Response: One way of managing computer systems is to have operators manually checking these items. However, automation software and some extra hardware let you consider another way.
You could eliminate central printing through electronic distribution of reports, automate your batch jobs through scheduling, run backups unattended with high capacity backup hardware, and use monitoring software to alert you if anything goes wrong.
You can make a gradual transition to one operator per shift or even eliminate shifts. You’ll always have someone on call, but you shift the focus of the team to automating operations. Study after study has shown that automation reduces errors and crises.
Excuse: Our team is too busy fighting fires. There just isn’t enough time to dedicate someone to automation.
Response: Firefighting is not good for morale—it creates stress and builds barriers between departments. Automate your mundane tasks first to free resources for tackling the more difficult areas.
Automation happens with small steps, not big leaps. Some customers automate daily jobs, then weekly jobs, and finally end-of-month jobs.
Consider hiring a consultant to get the ball rolling—consultants can work on automating your systems while your team resolves issues. Once you’ve automated, your fires will go away!
Excuse: The rest of the company doesn’t really understand what the data center does. No one is demanding changes. This environment is good for employee morale because people don’t like change.
Response: It may feel safer not to change, but eventually someone will push your team to accept change the hard way. It’s better to lead than to be pushed.
Many of our customers have won awards within their companies by automating and reporting the project to the rest of the company. They’ve saved money or increased system availability through automation.
Once the data center is automated, you can look outside your department for more opportunities.
Excuse: Our development and network teams aren’t responsible for the day-to-day computer operations. They are in separate areas of the department and rarely speak with the operations team.
Response: This can be a big problem in larger corporations.
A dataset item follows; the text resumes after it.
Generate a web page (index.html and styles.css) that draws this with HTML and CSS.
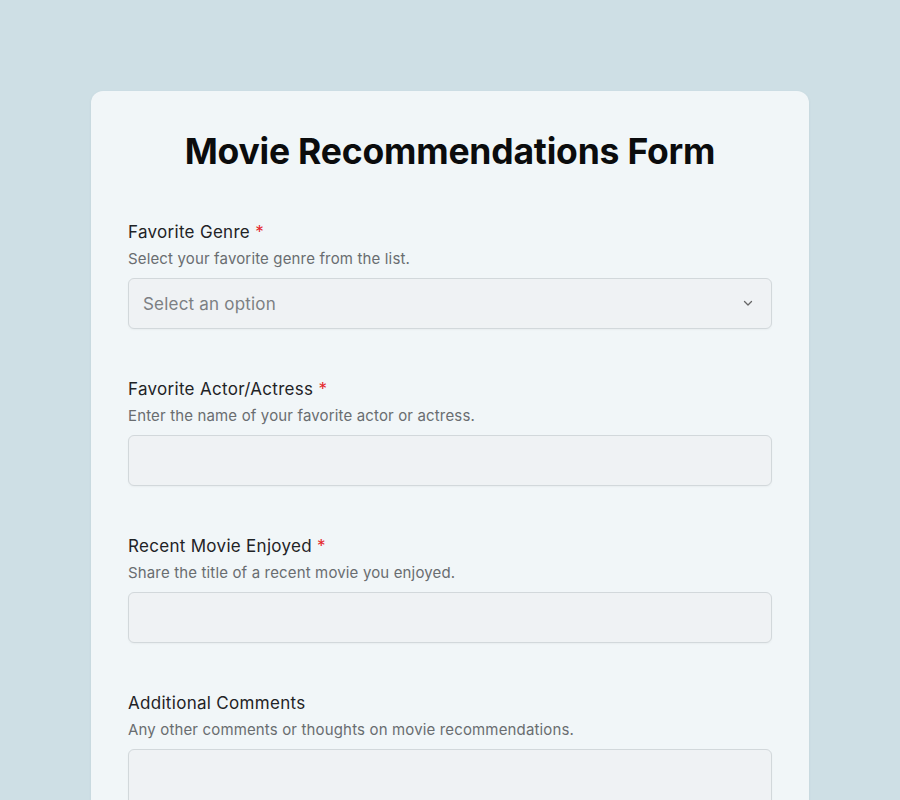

Some development and network teams don’t worry about who is going to run or execute new tasks; they just give it to operations.
We’ve seen millions of dollars wasted by development groups trying to use a small scheduler in development projects when they could have spent much less on a robust scheduling tool.
In an ideal world, operations should get involved in all new development projects and ask the question, “How can we run this unattended to be more efficient and save the business money?”
Excuse: Our operators aren’t allowed educational opportunities. Upper management doesn’t spend money on educating IT operators because they just quit anyway. Automation is out of the question.
Response: It’s a shame that some management teams feel this way. Being an IT operator can be a comfortable job and often the people in these jobs do not question what they’re asked to do.
Yet, when given the chance, many of those operators can save their companies thousands of dollars by implementing automation.
Empower your operators. When you have people who believe in automation, watch out! A fired-up team of operators can automate a lot of manual tasks. You’ll find that they know exactly what needs to be done.
Excuse: We’ve consolidated our IBM i down to a couple data centers with multiple partitions. It’s crazy to think that we could manage all these partitions without staff watching over them.
Response: With an automated system monitoring solution, you can monitor multiple IBM i systems or partitions from a central location. By implementing a message management product on each system, you can screen messages and send only the most important ones to the central host.
Excuse: All of our previous requests for automation money have been turned down. We don’t want to go back to upper management with another promise to do more with less.
Response: In today’s tight economy who wants to ask for more money? More and more customers ask us to help them calculate the return on their investment (ROI) in automation.
Each piece of automation has different paybacks. We have formulas to help you communicate the benefits of automation to upper management in terms of the bottom line.
A successful automation project requires commitments from upper management, development, systems administrators, and everyone in the data center.
Excuse: Our operators are too busy handling changes from the user community: users want more report copies, users don’t want to run this report tonight, users want special selections of reporting data, etc. Many of our applications are manual in nature. IT operators enter the number of copies, specify a printer, and indicate a date range.
Response: Your current operations staff can use an automated operations solution to handle this. Even fully automated shops make changes to their automation software, often daily. They are constantly creating automation rules to keep up with their business.
Getting your schedule and reporting schemes into automation software is a big effort, but you’re in maintenance mode once it’s done. You can modify your rules interactively without worrying about whether each shift has seen your latest changes to a run book.
There are plenty of excuses for not automating operations, but when you consider the benefits and ROI, none seem valid. The right combination of hardware and software can run backups unattended, dynamic parameters can handle dates and cutoff periods for night processing, modern report management software can take care of report bursting, bundling, and distribution, and good monitoring and notification software takes the worry out of leaving systems unattended (whether at night or at remote locations).